The Weight We Carry So We Can Carry Out Our Jobs.

So how much weight are you going to gain? Depending upon optional accessories you may need to carry with you on the scene (a fire axe or Halligan bar, for example), Alpha Volunteers go to work with an extra 50 to 75 pounds of gear—specially designed and neatly distributed from head to toe. Standard PPE gear — helmet, hood, pants, coat, gloves, boots and air pack – automatically add about 45-50 pounds to your person. Accessories like thermal imaging cameras, radios, lights, safety lines and utility irons can add 25 pounds to your haul. And that doesn’t take into consideration the weight of the gear when it gets wet. Now you know why we train so regularly and have a gym at the station! What we’re carrying on our shoulders isn’t just equipment. We’re also carrying our responsibility to tackle any emergency as safely as possible for the benefit of the region and the people we serve. And in that respect?
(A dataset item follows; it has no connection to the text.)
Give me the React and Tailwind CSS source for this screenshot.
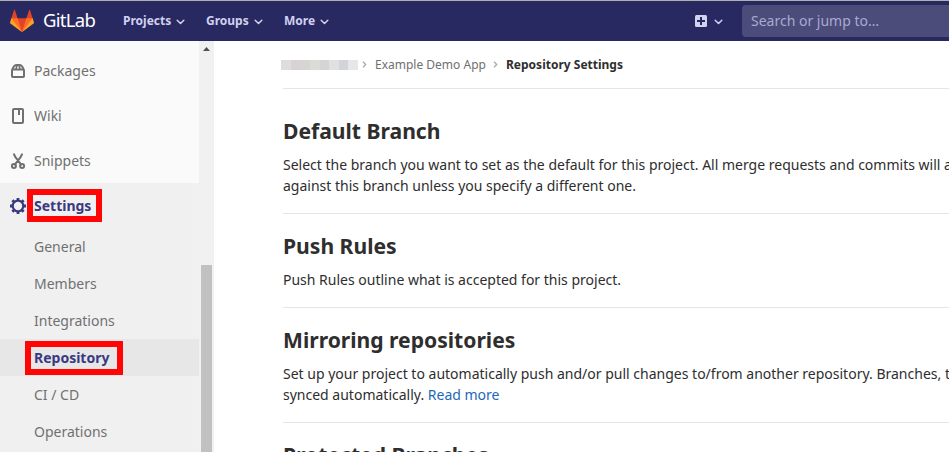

We welcome the weight gain.  Learn more about what it takes to become an Alpha, here. DID YOU KNOW…. You’ll often hear PPE referred to as “bunker gear” or “turnout gear.” “Bunker Gear” comes from the days of “full time” companies when gear was stored next to a firefighter’s bunk; “Turnout Gear” refers to “turning out” the fire pants over the top of the boots—allowing the firefighter to step directly into the boots and pull the pants and suspenders up in one deft move.